What to do:
Among these lines, how many include "styles"? Answer only with the number.

==*==

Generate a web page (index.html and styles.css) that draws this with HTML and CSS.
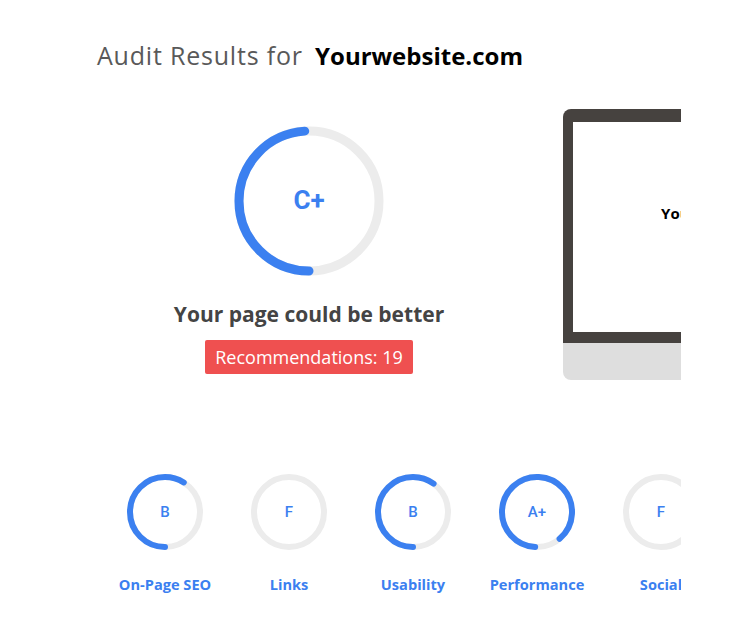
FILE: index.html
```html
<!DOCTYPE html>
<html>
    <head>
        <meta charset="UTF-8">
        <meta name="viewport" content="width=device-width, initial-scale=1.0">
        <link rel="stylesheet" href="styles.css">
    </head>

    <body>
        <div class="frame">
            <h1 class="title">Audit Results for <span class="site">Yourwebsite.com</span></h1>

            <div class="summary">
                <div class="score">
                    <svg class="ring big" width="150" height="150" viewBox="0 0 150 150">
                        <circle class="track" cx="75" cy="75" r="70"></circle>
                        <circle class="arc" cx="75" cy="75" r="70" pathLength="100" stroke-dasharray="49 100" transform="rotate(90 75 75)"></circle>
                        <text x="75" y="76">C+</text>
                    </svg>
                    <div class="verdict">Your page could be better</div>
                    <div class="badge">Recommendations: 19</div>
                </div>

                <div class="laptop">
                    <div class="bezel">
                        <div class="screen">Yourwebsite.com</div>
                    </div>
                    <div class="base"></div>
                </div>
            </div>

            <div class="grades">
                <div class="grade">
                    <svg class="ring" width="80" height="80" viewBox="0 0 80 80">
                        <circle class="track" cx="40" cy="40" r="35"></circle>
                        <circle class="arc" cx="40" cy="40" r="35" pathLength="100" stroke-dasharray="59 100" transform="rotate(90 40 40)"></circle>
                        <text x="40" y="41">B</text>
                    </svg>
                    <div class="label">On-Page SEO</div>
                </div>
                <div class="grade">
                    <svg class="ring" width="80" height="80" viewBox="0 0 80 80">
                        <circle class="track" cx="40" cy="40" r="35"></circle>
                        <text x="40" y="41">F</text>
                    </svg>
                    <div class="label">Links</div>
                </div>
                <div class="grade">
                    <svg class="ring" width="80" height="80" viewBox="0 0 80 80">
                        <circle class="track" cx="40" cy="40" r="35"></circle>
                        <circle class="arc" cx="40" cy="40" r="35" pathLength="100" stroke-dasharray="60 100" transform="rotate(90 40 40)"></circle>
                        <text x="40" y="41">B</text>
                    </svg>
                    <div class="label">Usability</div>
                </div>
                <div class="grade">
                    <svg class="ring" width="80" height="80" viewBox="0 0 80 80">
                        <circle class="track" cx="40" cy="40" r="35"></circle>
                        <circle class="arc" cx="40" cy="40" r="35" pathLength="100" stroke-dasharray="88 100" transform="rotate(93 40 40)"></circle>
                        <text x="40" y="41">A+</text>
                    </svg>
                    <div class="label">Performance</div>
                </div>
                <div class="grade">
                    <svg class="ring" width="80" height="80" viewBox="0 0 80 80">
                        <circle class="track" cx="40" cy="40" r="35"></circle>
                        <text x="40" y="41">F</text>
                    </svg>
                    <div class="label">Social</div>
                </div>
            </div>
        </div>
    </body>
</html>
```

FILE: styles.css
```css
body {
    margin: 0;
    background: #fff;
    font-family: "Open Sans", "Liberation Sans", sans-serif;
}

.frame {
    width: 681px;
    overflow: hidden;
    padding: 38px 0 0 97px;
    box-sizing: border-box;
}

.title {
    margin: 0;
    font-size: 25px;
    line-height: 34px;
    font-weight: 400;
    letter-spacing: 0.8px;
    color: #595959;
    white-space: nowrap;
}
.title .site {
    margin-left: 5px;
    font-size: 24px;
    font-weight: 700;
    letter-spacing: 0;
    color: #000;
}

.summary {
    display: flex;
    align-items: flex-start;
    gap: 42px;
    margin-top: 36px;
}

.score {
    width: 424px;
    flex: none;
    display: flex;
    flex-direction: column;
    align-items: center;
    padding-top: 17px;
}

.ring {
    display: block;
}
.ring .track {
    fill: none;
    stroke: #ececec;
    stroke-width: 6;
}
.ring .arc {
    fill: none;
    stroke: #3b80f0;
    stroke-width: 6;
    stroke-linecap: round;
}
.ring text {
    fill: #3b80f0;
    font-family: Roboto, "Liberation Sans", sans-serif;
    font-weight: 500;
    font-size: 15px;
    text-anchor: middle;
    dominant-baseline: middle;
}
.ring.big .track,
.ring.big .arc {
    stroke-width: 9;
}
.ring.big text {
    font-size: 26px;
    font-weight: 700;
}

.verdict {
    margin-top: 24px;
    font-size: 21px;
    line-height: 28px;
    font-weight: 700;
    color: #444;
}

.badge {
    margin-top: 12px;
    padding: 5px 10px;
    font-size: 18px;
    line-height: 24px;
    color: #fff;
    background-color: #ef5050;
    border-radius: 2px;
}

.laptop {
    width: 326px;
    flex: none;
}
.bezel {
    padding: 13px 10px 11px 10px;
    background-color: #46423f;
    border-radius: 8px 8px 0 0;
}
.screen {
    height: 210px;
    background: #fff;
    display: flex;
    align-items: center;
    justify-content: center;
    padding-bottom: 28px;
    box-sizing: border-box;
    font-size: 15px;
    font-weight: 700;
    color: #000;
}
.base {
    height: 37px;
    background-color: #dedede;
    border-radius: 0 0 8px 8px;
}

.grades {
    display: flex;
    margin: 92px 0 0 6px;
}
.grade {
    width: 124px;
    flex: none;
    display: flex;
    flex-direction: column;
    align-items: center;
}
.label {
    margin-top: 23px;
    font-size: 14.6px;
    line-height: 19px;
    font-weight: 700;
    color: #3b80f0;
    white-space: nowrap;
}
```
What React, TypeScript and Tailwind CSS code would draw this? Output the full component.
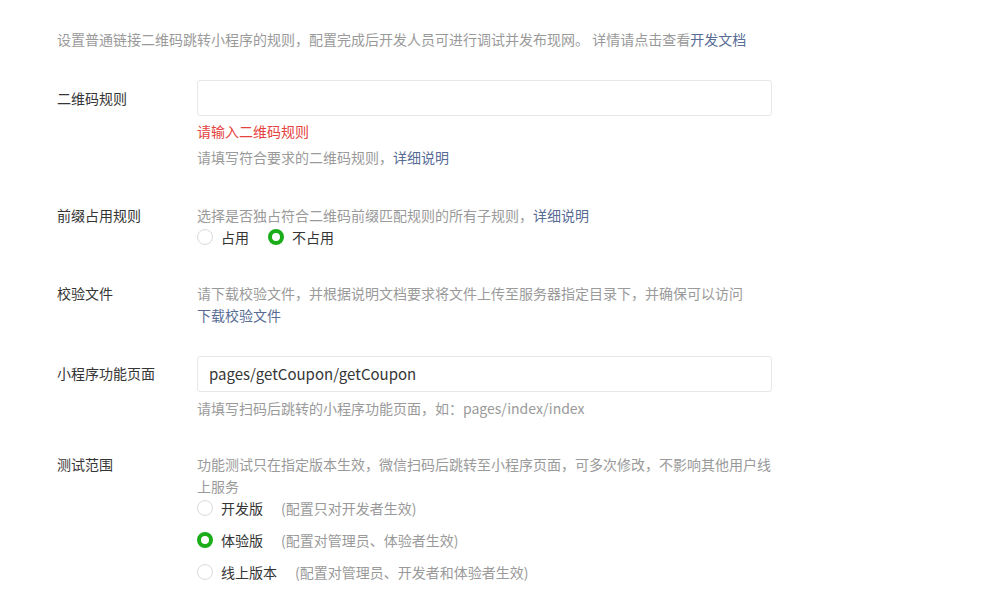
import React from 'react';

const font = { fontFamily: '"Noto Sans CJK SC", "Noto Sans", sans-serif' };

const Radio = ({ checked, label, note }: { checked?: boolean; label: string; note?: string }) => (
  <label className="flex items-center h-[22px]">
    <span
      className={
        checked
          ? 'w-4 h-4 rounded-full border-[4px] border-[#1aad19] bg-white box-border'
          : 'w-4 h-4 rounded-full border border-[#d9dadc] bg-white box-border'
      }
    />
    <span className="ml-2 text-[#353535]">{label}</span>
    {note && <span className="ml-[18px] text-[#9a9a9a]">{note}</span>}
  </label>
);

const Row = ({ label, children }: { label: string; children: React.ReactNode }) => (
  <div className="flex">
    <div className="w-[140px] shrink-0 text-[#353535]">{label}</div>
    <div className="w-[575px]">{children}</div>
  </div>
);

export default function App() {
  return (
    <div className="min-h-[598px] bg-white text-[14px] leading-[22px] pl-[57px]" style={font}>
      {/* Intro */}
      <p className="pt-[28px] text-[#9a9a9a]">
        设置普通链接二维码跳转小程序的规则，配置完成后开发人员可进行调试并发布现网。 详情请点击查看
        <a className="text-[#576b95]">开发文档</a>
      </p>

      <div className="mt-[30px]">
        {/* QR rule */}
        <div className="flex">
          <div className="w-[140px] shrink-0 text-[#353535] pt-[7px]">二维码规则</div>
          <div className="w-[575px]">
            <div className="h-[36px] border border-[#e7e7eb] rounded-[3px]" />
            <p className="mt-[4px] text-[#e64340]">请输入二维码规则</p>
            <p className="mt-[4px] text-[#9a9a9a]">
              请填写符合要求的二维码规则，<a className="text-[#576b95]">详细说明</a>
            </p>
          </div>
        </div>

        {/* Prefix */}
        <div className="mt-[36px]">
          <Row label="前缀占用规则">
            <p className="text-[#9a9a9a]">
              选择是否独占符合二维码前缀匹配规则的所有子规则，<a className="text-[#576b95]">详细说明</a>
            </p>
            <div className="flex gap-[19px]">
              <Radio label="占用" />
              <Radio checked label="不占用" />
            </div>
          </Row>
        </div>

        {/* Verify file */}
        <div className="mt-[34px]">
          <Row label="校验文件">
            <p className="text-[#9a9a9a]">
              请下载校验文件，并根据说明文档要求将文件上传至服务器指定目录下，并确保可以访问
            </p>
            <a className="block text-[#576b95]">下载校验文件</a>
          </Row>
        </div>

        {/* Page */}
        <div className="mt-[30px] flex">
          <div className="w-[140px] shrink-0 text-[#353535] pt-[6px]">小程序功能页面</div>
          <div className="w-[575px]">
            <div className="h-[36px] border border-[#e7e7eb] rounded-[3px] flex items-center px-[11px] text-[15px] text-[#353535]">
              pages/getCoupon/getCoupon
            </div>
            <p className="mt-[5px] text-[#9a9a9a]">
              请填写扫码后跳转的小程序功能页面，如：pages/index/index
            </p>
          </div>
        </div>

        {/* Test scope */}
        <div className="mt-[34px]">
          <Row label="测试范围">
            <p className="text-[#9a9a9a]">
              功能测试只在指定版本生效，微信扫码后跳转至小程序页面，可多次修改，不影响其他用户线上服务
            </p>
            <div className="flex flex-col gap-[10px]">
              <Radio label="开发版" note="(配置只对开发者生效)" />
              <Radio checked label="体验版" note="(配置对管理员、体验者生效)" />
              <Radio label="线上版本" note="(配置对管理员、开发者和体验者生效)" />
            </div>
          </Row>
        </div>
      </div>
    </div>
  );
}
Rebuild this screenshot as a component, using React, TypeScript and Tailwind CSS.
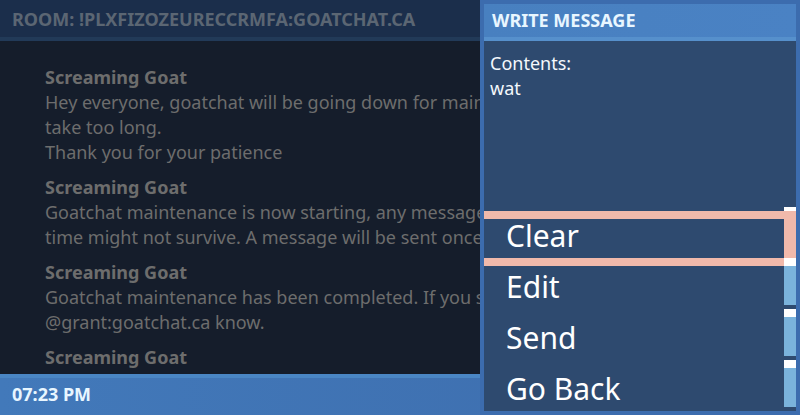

==*==

Solved exercise:
3